Translation is an act of written and visual creation. Before we get all enthused about how technology tools can “translate”, we should ask ourselves “can software write something cogently?” Or, “can software create?” If by creating we mean “doing something from scratch”, we already have robots that can perform such tasks. Obviously, there’s more to it than meets the eye.

To me, a created thing has to bear a meaning given by its creator. No, I am not talking about god or religion here. There’s meaning, intent, focus, tone, a sense of beauty or a tinge of ugliness, contradiction, coolness or fervor, a human imprint.

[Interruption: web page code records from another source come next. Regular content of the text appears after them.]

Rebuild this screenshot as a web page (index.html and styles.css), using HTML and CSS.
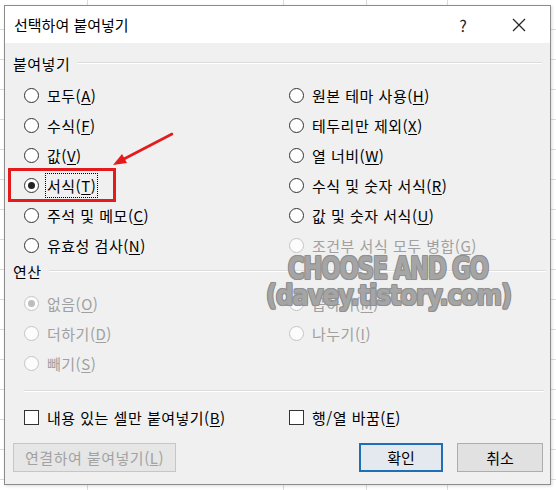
FILE: index.html
```html
<!DOCTYPE html>
<html lang="ko">
<head>
<meta charset="utf-8">
<title>선택하여 붙여넣기</title>
<link rel="stylesheet" href="styles.css">
</head>
<body>
<div class="dialog">
  <div class="titlebar">
    <span class="title">선택하여 붙여넣기</span>
    <span class="help">?</span>
    <span class="close"><svg width="14" height="14" viewBox="0 0 14 14"><path d="M1 1L13 13M13 1L1 13" stroke="#222" stroke-width="1.2" fill="none"/></svg></span>
  </div>
  <div class="content">
    <div class="group-head"><span>붙여넣기</span><i class="rule"></i></div>
    <div class="options paste">
      <div class="opt"><span class="radio"></span><span>모두(<u>A</u>)</span></div>
      <div class="opt"><span class="radio"></span><span>수식(<u>F</u>)</span></div>
      <div class="opt"><span class="radio"></span><span>값(<u>V</u>)</span></div>
      <div class="opt"><span class="radio checked"></span><span class="focus">서식(<u>T</u>)</span></div>
      <div class="opt"><span class="radio"></span><span>주석 및 메모(<u>C</u>)</span></div>
      <div class="opt"><span class="radio"></span><span>유효성 검사(<u>N</u>)</span></div>
      <div class="opt"><span class="radio"></span><span>원본 테마 사용(<u>H</u>)</span></div>
      <div class="opt"><span class="radio"></span><span>테두리만 제외(<u>X</u>)</span></div>
      <div class="opt"><span class="radio"></span><span>열 너비(<u>W</u>)</span></div>
      <div class="opt"><span class="radio"></span><span>수식 및 숫자 서식(<u>R</u>)</span></div>
      <div class="opt"><span class="radio"></span><span>값 및 숫자 서식(<u>U</u>)</span></div>
      <div class="opt disabled"><span class="radio"></span><span>조건부 서식 모두 병합(<u>G</u>)</span></div>
    </div>
    <div class="group-head op-head"><span>연산</span><i class="rule"></i></div>
    <div class="options ops">
      <div class="opt disabled"><span class="radio checked"></span><span>없음(<u>O</u>)</span></div>
      <div class="opt disabled"><span class="radio"></span><span>더하기(<u>D</u>)</span></div>
      <div class="opt disabled"><span class="radio"></span><span>빼기(<u>S</u>)</span></div>
      <div class="opt disabled"><span class="radio"></span><span>곱하기(<u>M</u>)</span></div>
      <div class="opt disabled"><span class="radio"></span><span>나누기(<u>I</u>)</span></div>
    </div>
    <div class="separator"></div>
    <div class="checks">
      <div class="opt"><span class="checkbox"></span><span>내용 있는 셀만 붙여넣기(<u>B</u>)</span></div>
      <div class="opt"><span class="checkbox"></span><span>행/열 바꿈(<u>E</u>)</span></div>
    </div>
    <div class="buttons">
      <span class="btn btn-link">연결하여 붙여넣기(<u>L</u>)</span>
      <span class="spacer"></span>
      <span class="btn btn-ok">확인</span>
      <span class="btn btn-cancel">취소</span>
    </div>
  </div>
</div>

<div class="annot-box"></div>
<svg class="annot-arrow" width="70" height="45" viewBox="0 0 70 45">
  <line x1="62" y1="3" x2="12" y2="29" stroke="#e31b1d" stroke-width="2.6" stroke-linecap="round"/>
  <polygon points="3,34 12,23 17,32" fill="#e31b1d"/>
</svg>
<div class="watermark">
  <span class="wm1">CHOOSE AND GO</span>
  <span class="wm2">(davey.tistory.com)</span>
</div>
</body>
</html>
```

FILE: styles.css
```css
html, body {
  margin: 0;
  padding: 0;
}
body {
  width: 556px;
  height: 490px;
  overflow: hidden;
  position: relative;
  background-color: #ffffff;
  background-image:
    linear-gradient(to right, transparent 87px, #dcdcdc 87px, #dcdcdc 88px, transparent 88px),
    linear-gradient(to right, transparent 283px, #dcdcdc 283px, #dcdcdc 284px, transparent 284px),
    linear-gradient(to right, transparent 366px, #dcdcdc 366px, #dcdcdc 367px, transparent 367px),
    linear-gradient(to right, transparent 447px, #dcdcdc 447px, #dcdcdc 448px, transparent 448px),
    repeating-linear-gradient(to bottom, transparent 0, transparent 29px, #dcdcdc 29px, #dcdcdc 30px);
  font-family: "Noto Sans CJK KR", "Noto Sans", sans-serif;
  color: #000;
}

.dialog {
  box-sizing: border-box;
  width: 547px;
  height: 480px;
  margin: 5px 0 0 4px;
  border: 1px solid #8c8c8c;
  background: #f0f0f0;
  box-shadow: 1px 1px 3px rgba(0,0,0,0.15);
  display: flex;
  flex-direction: column;
}

.titlebar {
  height: 37px;
  background: #ffffff;
  display: flex;
  align-items: center;
  padding: 0 24px 0 9px;
  flex: none;
}
.title {
  font-size: 15px;
}
.help {
  margin-left: auto;
  width: 20px;
  text-align: center;
  font-size: 16px;
  color: #222;
}
.close {
  margin-left: 39px;
  display: flex;
}

.content {
  display: flex;
  flex-direction: column;
  font-size: 15px;
  letter-spacing: 0.5px;
}

.group-head {
  height: 20px;
  margin-top: 10px;
  padding-left: 8px;
  padding-right: 8px;
  display: flex;
  align-items: center;
  gap: 7px;
}
.rule {
  flex: 1;
  height: 1px;
  background: #dcdcdc;
  border-bottom: 1px solid #ffffff;
}
.op-head {
  margin-top: 1px;
  padding-right: 4px;
}

.options {
  display: grid;
  grid-template-columns: 265px 1fr;
  grid-auto-flow: column;
  padding-left: 19px;
  margin-top: 7px;
}
.paste {
  grid-template-rows: repeat(6, 30px);
}
.ops {
  grid-template-rows: repeat(3, 30px);
}

.opt {
  display: flex;
  align-items: center;
  gap: 8px;
  white-space: nowrap;
}
.opt u {
  text-underline-offset: 2px;
}

.radio {
  box-sizing: border-box;
  width: 15px;
  height: 15px;
  border-radius: 50%;
  border: 1px solid #333;
  background: #fff;
  display: flex;
  align-items: center;
  justify-content: center;
  flex: none;
}
.radio.checked::after {
  content: "";
  width: 7px;
  height: 7px;
  border-radius: 50%;
  background: #222;
}
.disabled {
  color: #a0a0a0;
}
.disabled .radio {
  border-color: #c4c4c4;
  background: #fcfcfc;
}
.disabled .radio.checked::after {
  background: #bdbdbd;
}

.focus {
  outline: 1px dotted #000;
  outline-offset: 1px;
}

.separator {
  margin: 12px 6px 0 19px;
  height: 1px;
  background: #dadada;
  border-bottom: 1px solid #fff;
}

.checks {
  display: grid;
  grid-template-columns: 265px 1fr;
  padding-left: 19px;
  height: 30px;
  margin-top: 10px;
}
.checkbox {
  box-sizing: border-box;
  width: 15px;
  height: 15px;
  border: 1px solid #333;
  background: #fff;
  flex: none;
}

.buttons {
  display: flex;
  align-items: center;
  padding: 0 7px 0 8px;
  margin-top: 11px;
  gap: 14px;
  letter-spacing: 0;
}
.spacer {
  flex: 1;
}
.btn {
  box-sizing: border-box;
  height: 29px;
  display: flex;
  align-items: center;
  justify-content: center;
  font-size: 15px;
  background: #e1e1e1;
  border: 1px solid #adadad;
}
.btn-link {
  width: 163px;
  color: #a2a2a2;
  background: #e6e6e6;
  border-color: #c6c6c6;
  letter-spacing: 0.5px;
}
.btn-ok {
  width: 84px;
  border: 2px solid #1e6fb5;
  background: #e3e9ef;
}
.btn-cancel {
  width: 86px;
}

.annot-box {
  position: absolute;
  left: 8px;
  top: 168px;
  width: 108px;
  height: 34px;
  box-sizing: border-box;
  border: 3px solid #e31b1d;
}
.annot-arrow {
  position: absolute;
  left: 110px;
  top: 131px;
}

.watermark {
  position: absolute;
  left: 232px;
  top: 252px;
  width: 312px;
  display: flex;
  flex-direction: column;
  align-items: center;
  font-family: "DejaVu Sans", sans-serif;
  font-weight: bold;
  color: rgba(168,168,168,0.92);
  text-shadow:
    1px 0 0 #909090, -1px 0 0 #909090, 0 1px 0 #909090, 0 -1px 0 #909090,
    1px 1px 0 #909090, -1px -1px 0 #909090, 1px -1px 0 #909090, -1px 1px 0 #909090,
    0 0 2px rgba(120,120,120,0.6);
  line-height: 1;
  pointer-events: none;
  white-space: nowrap;
}
.wm1 {
  font-size: 32px;
  letter-spacing: -2px;
  transform: scale(0.72, 1.0);
}
.wm2 {
  font-size: 30px;
  letter-spacing: -1.5px;
  transform: scale(0.82, 0.92);
  margin-top: -3px;
}
```
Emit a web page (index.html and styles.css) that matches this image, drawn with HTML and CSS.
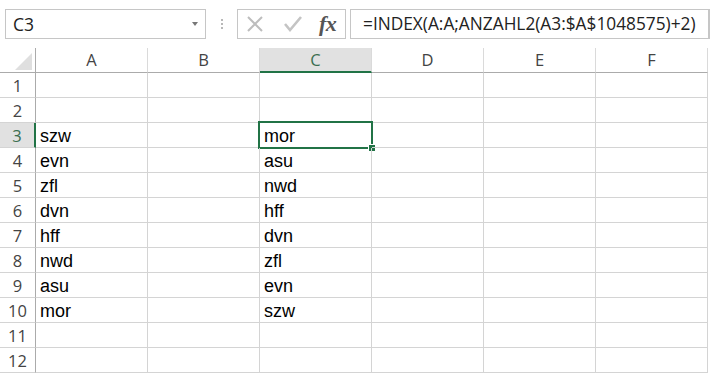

Of course, there are translation users who can’t be bothered with these disquisitions. As Mr. Kingsley said, their bar is low enough that they can achieve software-enabled translations to meet a need. Here’s a question: Who will bother to ask for input from the reader? Isn’t that the purpose of having a text translated?

There’s more. When you write, you decide what words to use based on a number of circumstances. Some words come to mind more easily than others, some phrases and references pop up more freshly or apt than others. In short, what you write is the sum of your decisions. What you translate is no different.